— Start —

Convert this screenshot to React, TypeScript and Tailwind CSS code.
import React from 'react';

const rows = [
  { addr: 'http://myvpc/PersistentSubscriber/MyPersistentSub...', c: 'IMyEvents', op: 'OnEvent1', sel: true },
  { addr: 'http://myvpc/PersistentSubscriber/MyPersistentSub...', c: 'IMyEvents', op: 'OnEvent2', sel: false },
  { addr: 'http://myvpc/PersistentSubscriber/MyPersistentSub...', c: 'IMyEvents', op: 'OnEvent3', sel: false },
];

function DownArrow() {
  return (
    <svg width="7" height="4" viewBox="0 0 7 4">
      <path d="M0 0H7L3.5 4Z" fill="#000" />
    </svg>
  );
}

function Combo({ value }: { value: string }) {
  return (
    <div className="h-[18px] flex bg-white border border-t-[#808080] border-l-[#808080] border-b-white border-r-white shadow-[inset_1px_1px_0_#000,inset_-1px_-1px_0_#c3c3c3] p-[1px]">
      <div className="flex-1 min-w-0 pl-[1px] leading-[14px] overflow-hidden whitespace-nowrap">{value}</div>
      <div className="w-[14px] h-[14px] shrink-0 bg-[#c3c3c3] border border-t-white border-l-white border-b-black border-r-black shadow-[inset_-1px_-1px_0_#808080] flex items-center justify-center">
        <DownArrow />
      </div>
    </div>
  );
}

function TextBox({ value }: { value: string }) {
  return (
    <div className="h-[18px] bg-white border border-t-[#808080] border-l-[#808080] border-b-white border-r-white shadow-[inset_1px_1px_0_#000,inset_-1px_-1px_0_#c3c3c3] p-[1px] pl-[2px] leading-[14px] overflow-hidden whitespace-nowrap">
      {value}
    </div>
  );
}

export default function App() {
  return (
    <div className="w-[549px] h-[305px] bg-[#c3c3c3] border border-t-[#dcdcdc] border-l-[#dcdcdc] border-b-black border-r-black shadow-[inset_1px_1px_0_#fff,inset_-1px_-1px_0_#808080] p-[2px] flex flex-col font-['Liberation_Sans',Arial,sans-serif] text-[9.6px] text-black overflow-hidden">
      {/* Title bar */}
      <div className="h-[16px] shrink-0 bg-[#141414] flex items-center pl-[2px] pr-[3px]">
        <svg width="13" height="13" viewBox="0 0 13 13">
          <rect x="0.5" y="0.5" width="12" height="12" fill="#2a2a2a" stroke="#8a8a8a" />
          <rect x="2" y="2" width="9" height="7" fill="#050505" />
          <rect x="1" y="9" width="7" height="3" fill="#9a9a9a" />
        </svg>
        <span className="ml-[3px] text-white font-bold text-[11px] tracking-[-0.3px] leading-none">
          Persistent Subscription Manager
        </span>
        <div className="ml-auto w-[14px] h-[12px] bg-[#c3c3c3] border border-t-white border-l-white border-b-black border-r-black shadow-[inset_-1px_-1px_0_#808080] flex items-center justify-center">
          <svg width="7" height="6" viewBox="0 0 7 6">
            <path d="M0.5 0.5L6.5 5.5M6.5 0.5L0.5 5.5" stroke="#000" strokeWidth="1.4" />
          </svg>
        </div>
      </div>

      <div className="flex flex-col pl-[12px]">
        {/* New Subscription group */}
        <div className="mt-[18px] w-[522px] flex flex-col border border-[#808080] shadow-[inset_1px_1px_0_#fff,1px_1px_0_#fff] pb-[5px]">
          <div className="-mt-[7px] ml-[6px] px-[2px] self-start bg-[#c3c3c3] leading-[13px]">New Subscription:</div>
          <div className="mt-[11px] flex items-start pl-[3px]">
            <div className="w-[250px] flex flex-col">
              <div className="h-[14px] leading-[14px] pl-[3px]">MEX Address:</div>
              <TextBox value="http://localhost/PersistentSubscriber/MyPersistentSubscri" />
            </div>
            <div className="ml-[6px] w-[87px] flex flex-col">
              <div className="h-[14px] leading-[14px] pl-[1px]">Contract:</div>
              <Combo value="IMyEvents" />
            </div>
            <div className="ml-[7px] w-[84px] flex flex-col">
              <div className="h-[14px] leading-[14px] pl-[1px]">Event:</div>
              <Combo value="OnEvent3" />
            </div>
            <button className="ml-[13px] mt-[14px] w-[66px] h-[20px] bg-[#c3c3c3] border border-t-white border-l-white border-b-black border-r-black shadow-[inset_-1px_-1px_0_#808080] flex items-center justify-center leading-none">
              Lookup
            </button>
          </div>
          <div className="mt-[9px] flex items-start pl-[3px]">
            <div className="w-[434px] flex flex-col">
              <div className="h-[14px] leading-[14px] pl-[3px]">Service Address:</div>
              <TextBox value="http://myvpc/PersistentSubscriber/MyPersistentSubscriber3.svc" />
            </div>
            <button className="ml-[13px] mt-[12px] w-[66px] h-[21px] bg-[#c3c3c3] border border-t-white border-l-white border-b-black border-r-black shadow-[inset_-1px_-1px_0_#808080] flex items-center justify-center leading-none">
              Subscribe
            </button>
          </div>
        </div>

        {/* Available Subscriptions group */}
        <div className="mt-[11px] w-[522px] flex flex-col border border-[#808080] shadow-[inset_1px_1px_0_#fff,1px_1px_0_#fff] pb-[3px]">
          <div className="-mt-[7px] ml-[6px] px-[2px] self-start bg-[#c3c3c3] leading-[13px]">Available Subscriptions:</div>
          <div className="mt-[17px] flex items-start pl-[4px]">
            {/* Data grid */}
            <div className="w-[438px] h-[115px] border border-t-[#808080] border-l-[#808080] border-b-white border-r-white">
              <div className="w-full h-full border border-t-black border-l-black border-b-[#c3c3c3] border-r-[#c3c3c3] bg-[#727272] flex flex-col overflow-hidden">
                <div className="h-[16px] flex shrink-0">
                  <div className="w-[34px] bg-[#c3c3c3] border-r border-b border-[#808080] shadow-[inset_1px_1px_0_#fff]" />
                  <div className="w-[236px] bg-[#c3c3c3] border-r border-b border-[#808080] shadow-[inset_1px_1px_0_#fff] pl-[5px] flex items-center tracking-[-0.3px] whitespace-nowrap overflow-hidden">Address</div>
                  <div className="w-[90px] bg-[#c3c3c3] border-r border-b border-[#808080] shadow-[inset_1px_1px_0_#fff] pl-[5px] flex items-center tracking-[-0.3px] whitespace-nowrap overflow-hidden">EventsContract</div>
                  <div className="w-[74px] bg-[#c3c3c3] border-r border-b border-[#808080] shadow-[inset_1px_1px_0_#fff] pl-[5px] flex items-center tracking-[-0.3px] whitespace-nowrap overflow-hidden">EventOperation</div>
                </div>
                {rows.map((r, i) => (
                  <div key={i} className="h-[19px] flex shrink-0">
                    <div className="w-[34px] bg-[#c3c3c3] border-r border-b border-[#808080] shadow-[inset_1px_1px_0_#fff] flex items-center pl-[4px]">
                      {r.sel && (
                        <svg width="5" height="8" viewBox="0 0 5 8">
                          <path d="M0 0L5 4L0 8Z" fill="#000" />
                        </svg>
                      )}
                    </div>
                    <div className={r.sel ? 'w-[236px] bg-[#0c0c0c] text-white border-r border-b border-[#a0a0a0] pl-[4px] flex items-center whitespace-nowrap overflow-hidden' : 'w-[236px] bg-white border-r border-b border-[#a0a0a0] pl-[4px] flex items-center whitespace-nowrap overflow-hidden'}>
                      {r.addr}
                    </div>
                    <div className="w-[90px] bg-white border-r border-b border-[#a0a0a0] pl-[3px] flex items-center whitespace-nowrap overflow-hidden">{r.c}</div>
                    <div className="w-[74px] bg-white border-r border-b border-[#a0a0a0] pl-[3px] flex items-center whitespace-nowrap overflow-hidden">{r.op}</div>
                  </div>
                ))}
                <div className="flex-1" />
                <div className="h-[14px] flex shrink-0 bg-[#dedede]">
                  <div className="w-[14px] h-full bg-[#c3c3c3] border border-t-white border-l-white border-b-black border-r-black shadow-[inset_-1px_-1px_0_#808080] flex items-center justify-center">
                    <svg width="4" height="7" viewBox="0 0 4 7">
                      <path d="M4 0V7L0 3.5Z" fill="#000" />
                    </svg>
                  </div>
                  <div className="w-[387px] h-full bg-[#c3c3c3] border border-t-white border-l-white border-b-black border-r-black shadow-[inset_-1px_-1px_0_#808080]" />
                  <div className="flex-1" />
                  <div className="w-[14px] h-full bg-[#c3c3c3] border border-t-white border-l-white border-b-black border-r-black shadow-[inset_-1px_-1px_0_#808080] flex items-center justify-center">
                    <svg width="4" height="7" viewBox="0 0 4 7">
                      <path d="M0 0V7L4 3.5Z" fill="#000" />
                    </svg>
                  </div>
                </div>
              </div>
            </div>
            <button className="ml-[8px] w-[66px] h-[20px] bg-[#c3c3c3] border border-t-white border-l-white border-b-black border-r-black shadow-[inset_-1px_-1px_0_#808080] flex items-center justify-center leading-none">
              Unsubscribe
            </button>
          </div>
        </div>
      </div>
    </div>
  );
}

— End —

TASK TO COMPLETE: Copy out each line of the data where the string "React" appears.

OUTPUT OF THE TASK:
Convert this screenshot to React, TypeScript and Tailwind CSS code.
import React from 'react';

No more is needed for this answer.